** YOUR OBJECTIVE **
Leaving out the pictures, retype the lines from the beginning of the listing through the line containing "font-['Noto_Sans',sans-serif] text-[19px] leading-[30px]".

** DATA BLOCK **
☆ ☆ ☆ ☆ ☆ ☆ ☆

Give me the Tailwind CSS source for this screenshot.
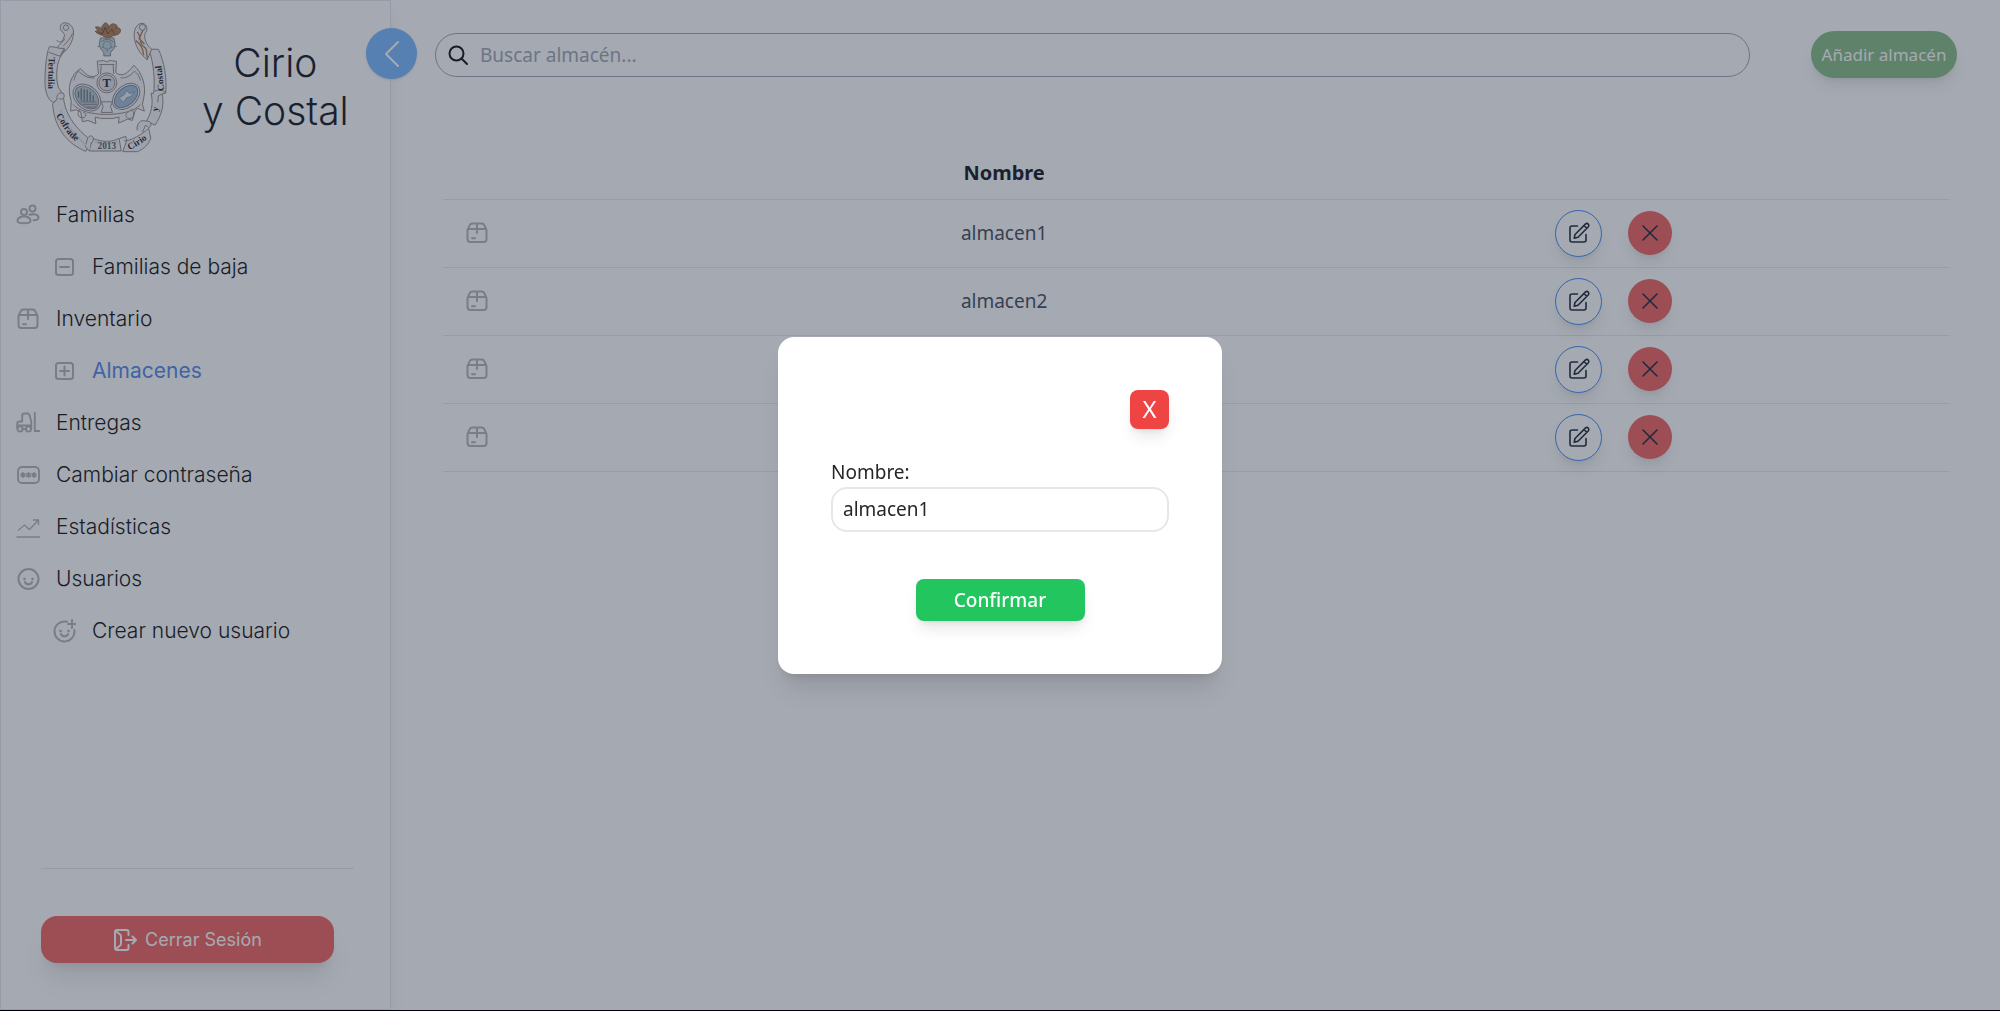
<!doctype html>
<html lang="es">

<head>
    <meta charset="UTF-8" />
    <meta name="viewport" content="width=device-width, initial-scale=1.0" />
    <title>Cirio y Costal - Almacenes</title>
    <!-- tailwindcss -->
    <script src="https://cdn.jsdelivr.net/npm/@tailwindcss/browser@4"></script>
</head>

<body class="bg-white font-['Noto_Sans',sans-serif] text-[19px] leading-[30px] text-black">

    <!-- Icons -->
    <svg class="hidden">
        <symbol id="iconBox" viewBox="0 0 24 24">
            <path d="M2.500 9v9a3 3 0 0 0 3 3h13a3 3 0 0 0 3-3V9l-2-4.300A3 3 0 0 0 16.800 2.500H7.200a3 3 0 0 0-2.700 2.200zM3 8h18M12 2.500V12M7 17.300h3" />
        </symbol>
        <symbol id="iconEdit" viewBox="0 0 24 24">
            <path d="M10.500 5H5a2 2 0 0 0-2 2v12a2 2 0 0 0 2 2h12a2 2 0 0 0 2-2v-5.500" />
            <path d="M8 13.500L18.600 2.900a2 2 0 0 1 2.800 2.800L11 16.200 7.200 17.300zM17 4.500l2.800 2.800" />
        </symbol>
        <symbol id="iconClose" viewBox="0 0 24 24">
            <path d="M5 5l14 14M19 5L5 19" />
        </symbol>
    </svg>

    <div id="containerMain" class="flex min-h-screen border-b border-black">

        <!-- Sidebar -->
        <aside id="sidebar" class="relative flex flex-col w-[391px] shrink-0 border border-slate-200 shadow-lg font-['Inter',sans-serif]">
            <button id="toggleSidebarBtn" aria-label="Ocultar menú"
                class="absolute -right-[27px] top-[27px] flex items-center justify-center size-[51px] rounded-full bg-[#6db4ff] text-white shadow">
                <svg class="size-7" viewBox="0 0 28 28" fill="none" stroke="currentColor" stroke-width="2" stroke-linecap="round" stroke-linejoin="round">
                    <path d="M20 2L8 14l12 12" />
                </svg>
            </button>

            <!-- Logo -->
            <div class="flex items-center gap-8 pl-[42px] pt-[19px]">
                <svg class="w-[127px] h-[133px]" viewBox="40 30 380 400" fill="none" stroke="#8f857f" stroke-width="3" stroke-linejoin="round">
                    <!-- ribbon -->
                    <g fill="#f3f3f8">
                        <path d="M91 58c-2-14 6-22 18-19 14 3 22 14 22 30-2 28-16 50-40 67l-20-16c16-10 30-28 33-46z" />
                        <circle cx="108" cy="53" r="8" />
                        <path d="M57 112l48 6-16 28c-10 24-12 62-3 88l14 20-30 24c-18-8-26-36-25-70 1-40 4-70 12-96z" />
                        <path d="M57 112c10-6 28 6 46 3l-13 24-34-12" />
                        <path d="M68 282l32-32c0 46 22 96 84 142l-16 33c-56-22-96-72-100-143z" />
                        <path d="M82 268c-6-14 12-26 20-14 4 9-6 18-14 12" />
                        <path d="M188 386c30 12 58 12 80 0l6 38H178z" />
                        <path d="M178 424l-12-14 8-26c8-10 18-6 16 8l-8 12" />
                        <path d="M270 386l18-6 3 12-12 34h44c18-7 34-22 40-40l-6-30c-24 20-50 36-74 38" />
                        <path d="M364 250l34 4c6 34-4 66-22 92l-26-12c14-22 22-52 14-84z" />
                        <path d="M322 362c-2-20 10-34 26-28 16-2 22 14 8 20l-8-8-10 22" />
                        <path d="M358 118l28 0c18 38 26 86 22 132l-36 4c4-50 0-90-14-136z" />
                        <path d="M370 252c0-14 30-14 38-4l-22 10-2 20" />
                        <path d="M340 40c-20-2-30 22-26 46 4 26 18 46 38 64l14-32c-18-14-24-34-20-48 10-10 6-26-6-30z" />
                        <circle cx="338" cy="52" r="9" />
                    </g>
                    <path d="M80 92c14 8 22 4 24-6M128 70c-6 16-18 28-28 38" stroke="#a9855f" />
                    <path d="M322 66c14 10 4 34 20 44s4 22 12 36M318 92c12 8 22 20 24 44M340 60l-12 26 16 16" stroke="#a9713e" stroke-width="4" />
                    <path d="M92 300c8 34 36 70 76 106M196 396c24 8 46 8 68 0" stroke="#dcdbe4" stroke-width="5" />
                    <!-- crest top -->
                    <path d="M226 82c-10-10-24-8-30-18 10 2 6-8 0-12 14-4 20 4 22 10-6-12 2-20 10-24 8 4 10 12 6 20 4-14 14-20 24-14 8 4 2 10-2 10 12-4 20 4 14 14-6 10-20 4-30 16z" fill="#b0764a" stroke="#7d563a" />
                    <path d="M206 66l12 6 8-20 8 20 12-14 8 14" stroke="#5f402c" />
                    <path d="M212 84h40l4 18-4 14-10 12v10h-20v-10l-10-12-4-14z" fill="#c3d0da" stroke="#7a7f86" />
                    <path d="M214 96c10-10 26-10 36 0M232 98v28M216 112h32M208 110h-5M256 110h5" stroke="#6d8494" />
                    <circle cx="232" cy="106" r="12" fill="#b7d0d8" stroke="#8aa0ac" />
                    <!-- shield -->
                    <path d="M202 154l20-2 8 4 10-4 20 2-2 34c16 14 34 6 54-22 26 24 38 62 30 98l-4 20 6 20-20-8-8 6-8 30-14-4-28 12 2-18-18 4h-38l-16-4 2 20-24-10-16 4-6-30-14-6-16 4 2-30c-14-40-2-80 28-98 20 24 36 32 54 16z" fill="#f3f3f7" />
                    <path d="M208 164h46M214 166l-2 26M250 166l2 26M132 212c4-16 8-22 14-28 14 14 30 22 48 20M332 212c-4-16-10-22-18-28-12 14-26 22-42 20M130 284c30 40 170 40 202 0M214 276h34l-6 14 6 18h-34l6-18zM150 300c-10 6-6 26 8 24s12-16 2-16M302 300c14 2 14 26-2 26s-14-18-4-18" />
                    <circle cx="231" cy="219" r="24" fill="#dedfe8" />
                    <circle cx="231" cy="219" r="30" />
                    <ellipse cx="171" cy="263" rx="47" ry="34" transform="rotate(42 171 263)" fill="#fafaff" />
                    <ellipse cx="171" cy="263" rx="41" ry="28" transform="rotate(42 171 263)" fill="#b7c4d0" stroke="#77808c" />
                    <path d="M146 244v20M154 236v36M163 238v36M172 240v36M181 246v30M190 256v22" stroke="#5f6f7f" stroke-width="4" />
                    <path d="M152 276h48M158 284h44M170 292h30" stroke="#858d98" stroke-width="4" />
                    <ellipse cx="289" cy="260" rx="47" ry="32" transform="rotate(-42 289 260)" fill="#fafaff" />
                    <ellipse cx="289" cy="260" rx="41" ry="26" transform="rotate(-42 289 260)" fill="#9fb9d6" stroke="#64809f" />
                    <path d="M268 264l16-10 6-12 10 10 14-8-10 16-14 4-8 14-8-8z" fill="#e8edf3" stroke="#8798ab" />
                    <!-- lettering -->
                    <g fill="#15181d" stroke="none" font-family="Liberation Serif, serif" font-weight="bold" font-size="28">
                        <text x="218" y="232" font-size="38">T</text>
                        <text transform="translate(56 142) rotate(91)">Tertulia</text>
                        <text transform="translate(77 318) rotate(56)">Cofra</text>
                        <text transform="translate(117 377) rotate(42)">de</text>
                        <text x="203" y="417" fill="#46555f">2013</text>
                        <text transform="translate(300 422) rotate(-32)">Cirio</text>
                        <text transform="translate(384 306) rotate(-82)">y</text>
                        <text transform="translate(404 242) rotate(-97)">Costal</text>
                    </g>
                </svg>
                <h1 class="text-[39px] leading-[48px] font-light text-center text-gray-950">Cirio<br>y Costal</h1>
            </div>

            <!-- Menu -->
            <nav id="menu" class="flex flex-col mt-[36px] pl-[15px] text-[21px] font-light">
                <a href="#" class="flex items-center gap-4 h-[52px]">
                    <svg class="size-6 text-[#b0b0b4]" viewBox="0 0 24 24" fill="none" stroke="currentColor" stroke-width="2" stroke-linecap="round">
                        <circle cx="8" cy="9" r="3" />
                        <circle cx="16.500" cy="5.500" r="3" />
                        <path d="M1.500 18c0-3 3-4.500 6.500-4.500s6.500 1.500 6.500 4.500-13 3-13 0zM13.500 11.800c4-1.500 9-.3 9 2.700 0 2-2.500 2.700-5 2.700" />
                    </svg>
                    Familias
                </a>
                <a href="#" class="flex items-center gap-4 h-[52px] pl-9">
                    <svg class="size-6 text-[#b0b0b4]" viewBox="0 0 24 24" fill="none" stroke="currentColor" stroke-width="2" stroke-linecap="round">
                        <rect x="4" y="4" width="17" height="16" rx="2.500" />
                        <path d="M8 12h9" />
                    </svg>
                    Familias de baja
                </a>
                <a href="#" class="flex items-center gap-4 h-[52px]">
                    <svg class="size-6 text-[#b0b0b4]" fill="none" stroke="currentColor" stroke-width="2" stroke-linecap="round" stroke-linejoin="round"><use href="#iconBox" /></svg>
                    Inventario
                </a>
                <a href="#" class="flex items-center gap-4 h-[52px] pl-9 font-normal text-[#4a7fe8]">
                    <svg class="size-6 text-[#b0b0b4]" viewBox="0 0 24 24" fill="none" stroke="currentColor" stroke-width="2" stroke-linecap="round">
                        <rect x="4" y="4" width="17" height="16" rx="2.500" />
                        <path d="M8 12h9M12.500 7.500v9" />
                    </svg>
                    Almacenes
                </a>
                <a href="#" class="flex items-center gap-4 h-[52px]">
                    <svg class="size-6 text-[#b0b0b4]" viewBox="0 0 24 24" fill="none" stroke="currentColor" stroke-width="1.900" stroke-linecap="round" stroke-linejoin="round">
                        <circle cx="4" cy="18" r="2.600" />
                        <circle cx="12.500" cy="18" r="2.600" />
                        <path d="M6.600 18h3.300M1.200 17v-4a2.500 2.500 0 0 1 2.500-2.500h2.500M1.500 14.500h13.700M6.200 10.500V4.500A2 2 0 0 1 8.200 2.500h3a2.500 2.500 0 0 1 2.400 1.700l1.700 6.300V18M18.800 2v18h4.700" />
                    </svg>
                    Entregas
                </a>
                <a href="#" class="flex items-center gap-4 h-[52px]">
                    <svg class="size-6 text-[#b0b0b4]" viewBox="0 0 24 24" fill="none" stroke="currentColor" stroke-width="1.900" stroke-linecap="round">
                        <rect x="2" y="4" width="21" height="16" rx="4" />
                        <path d="M7 10v4M5.300 11l3.400 2M8.700 11l-3.400 2M12.500 10v4M10.800 11l3.400 2M14.200 11l-3.400 2M18 10v4M16.300 11l3.400 2M19.700 11l-3.400 2" />
                    </svg>
                    Cambiar contraseña
                </a>
                <a href="#" class="flex items-center gap-4 h-[52px]">
                    <svg class="size-6 text-[#b0b0b4]" viewBox="0 0 24 24" fill="none" stroke="currentColor" stroke-width="1.300">
                        <path d="M2 15.500l6.500-5.500 5 4.500L22.500 5M17 5h5.500v5M.500 22h23.500" />
                    </svg>
                    Estadísticas
                </a>
                <a href="#" class="flex items-center gap-4 h-[52px]">
                    <svg class="size-6 text-[#b0b0b4]" viewBox="0 0 24 24" fill="none" stroke="currentColor" stroke-width="2" stroke-linecap="round">
                        <circle cx="12.500" cy="12" r="10" />
                        <path d="M9 15c.5 3 6.500 3 7 0" />
                        <path d="M8.500 12h.1M16.500 12h.1" stroke-width="2.600" />
                    </svg>
                    Usuarios
                </a>
                <a href="#" class="flex items-center gap-4 h-[52px] pl-9">
                    <svg class="size-6 text-[#b0b0b4]" viewBox="0 0 24 24" fill="none" stroke="currentColor" stroke-width="2" stroke-linecap="round">
                        <path d="M15 2.800a10 10 0 1 0 7.400 8.200M20 1v8M16 5h8" />
                        <path d="M9 15c.5 3 6.500 3 7 0" />
                        <path d="M8.500 12h.1M16.500 12h.1" stroke-width="2.600" />
                    </svg>
                    Crear nuevo usuario
                </a>
            </nav>

            <!-- Logout -->
            <div class="mt-auto pl-10 pr-9 pb-[46px]">
                <hr class="border-slate-200 mb-[47px]">
                <button id="logoutBtn"
                    class="flex items-center justify-center gap-2 w-[293px] h-[47px] rounded-2xl bg-[#f05957] text-white text-[18px] shadow-xl">
                    <svg class="size-6" viewBox="0 0 24 24" fill="none" stroke="currentColor" stroke-width="2" stroke-linecap="round" stroke-linejoin="round">
                        <path d="M15.500 7V4a2 2 0 0 0-2-2H4a2 2 0 0 0-2 2v16a2 2 0 0 0 2 2h9.500a2 2 0 0 0 2-2v-3M3 3l4 3.500a2 2 0 0 1 1 1.500v8a2 2 0 0 1-1 1.500L3 21M13 12h10M19.500 8.500L23 12l-3.500 3.500" />
                    </svg>
                    Cerrar Sesión
                </button>
            </div>
        </aside>
        <!-- //END OF sidebar -->

        <main class="flex-1 pl-11 pr-[43px] pt-[31px]">
            <!-- Search -->
            <div id="divSearch" class="flex items-center gap-[61px]">
                <div class="flex items-center flex-1 gap-3 h-11 px-3 border border-gray-400 rounded-full">
                    <label for="searchInput" aria-label="Buscar">
                        <svg class="size-5" viewBox="0 0 20 20" fill="none" stroke="currentColor" stroke-width="2" stroke-linecap="round">
                            <circle cx="8.500" cy="8.500" r="7" />
                            <path d="M13.500 13.500L19 19" />
                        </svg>
                    </label>
                    <input type="text" id="searchInput" class="flex-1 bg-transparent outline-none placeholder:text-gray-400" placeholder="Buscar almacén...">
                </div>
                <button id="addAlmacenBtn" class="h-[47px] w-[146px] rounded-full bg-[#7fb87f] text-white text-[17px] whitespace-nowrap shadow-lg">
                    Añadir almacén
                </button>
            </div>

            <!-- Table: Almacenes -->
            <div class="mt-[70px] mx-2">
                <table id="tableAlmacenes" class="w-full table-fixed text-center text-gray-700">
                    <colgroup>
                        <col class="w-[68px]">
                        <col>
                        <col class="w-[30%]">
                    </colgroup>
                    <thead class="text-[20px] text-gray-950">
                        <tr class="h-[51px] border-b border-gray-200">
                            <th></th>
                            <th>Nombre</th>
                            <th></th>
                        </tr>
                    </thead>
                    <tbody id="rowsAlmacenes">
                        <!-- rows are cloned from rowTemplate -->
                    </tbody>
                </table>
            </div>
        </main>
    </div>
    <!-- //END OF containerMain -->

    <template id="rowTemplate">
        <tr class="border-b border-gray-200">
            <td>
                <svg class="size-6 mx-auto text-[#b0b0b4]" fill="none" stroke="currentColor" stroke-width="2" stroke-linecap="round" stroke-linejoin="round"><use href="#iconBox" /></svg>
            </td>
            <td class="nombre"></td>
            <td class="h-[68px] pl-[58px]">
                <div class="flex items-center gap-[26px]">
                    <button aria-label="Editar" class="flex items-center justify-center size-[47px] rounded-full border border-blue-500 text-gray-900 shadow-lg">
                        <svg class="size-6" fill="none" stroke="currentColor" stroke-width="1.600" stroke-linecap="round" stroke-linejoin="round"><use href="#iconEdit" /></svg>
                    </button>
                    <button aria-label="Eliminar" class="flex items-center justify-center size-11 rounded-full bg-[#f05957] text-gray-900 shadow-lg">
                        <svg class="size-6" fill="none" stroke="currentColor" stroke-width="1.600" stroke-linecap="round"><use href="#iconClose" /></svg>
                    </button>
                </div>
            </td>
        </tr>
    </template>

    <!-- EDIT MODAL -->
    <div id="editModal" class="fixed inset-x-0 top-0 bottom-px z-50 flex items-center justify-center bg-[#374151]/45">
        <form class="flex flex-col w-[444px] rounded-2xl bg-white px-[53px] py-[53px] shadow-xl text-neutral-800">
            <button type="button" id="closeModalBtn" class="self-end size-[39px] rounded-lg bg-[#ef4444] text-white text-[24px] leading-none shadow-lg">X</button>
            <label for="nombreInput" class="mt-7">Nombre:</label>
            <input type="text" id="nombreInput" value="almacen1" class="h-[45px] px-[10px] border-2 border-gray-200 rounded-2xl outline-none">
            <button type="button" id="confirmBtn" class="self-center mt-[47px] w-[169px] h-[42px] rounded-lg bg-[#22c55e] text-white font-medium shadow-lg">Confirmar</button>
        </form>
    </div>
    <!-- //END OF editModal -->

    <script>
        const almacenes = ["almacen1", "almacen2", "almacen3", "almacen4"];
        const template = document.getElementById("rowTemplate");
        almacenes.forEach((nombre) => {
            const row = template.content.cloneNode(true);
            row.querySelector(".nombre").textContent = nombre;
            document.getElementById("rowsAlmacenes").appendChild(row);
        });
    </script>
</body>

</html>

☆ ☆ ☆ ☆ ☆ ☆ ☆

** EXERCISE RESPONSE **
Give me the Tailwind CSS source for this screenshot.
<!doctype html>
<html lang="es">

<head>
    <meta charset="UTF-8" />
    <meta name="viewport" content="width=device-width, initial-scale=1.0" />
    <title>Cirio y Costal - Almacenes</title>
    <!-- tailwindcss -->
    <script src="https://cdn.jsdelivr.net/npm/@tailwindcss/browser@4"></script>
</head>

<body class="bg-white font-['Noto_Sans',sans-serif] text-[19px] leading-[30px] text-black">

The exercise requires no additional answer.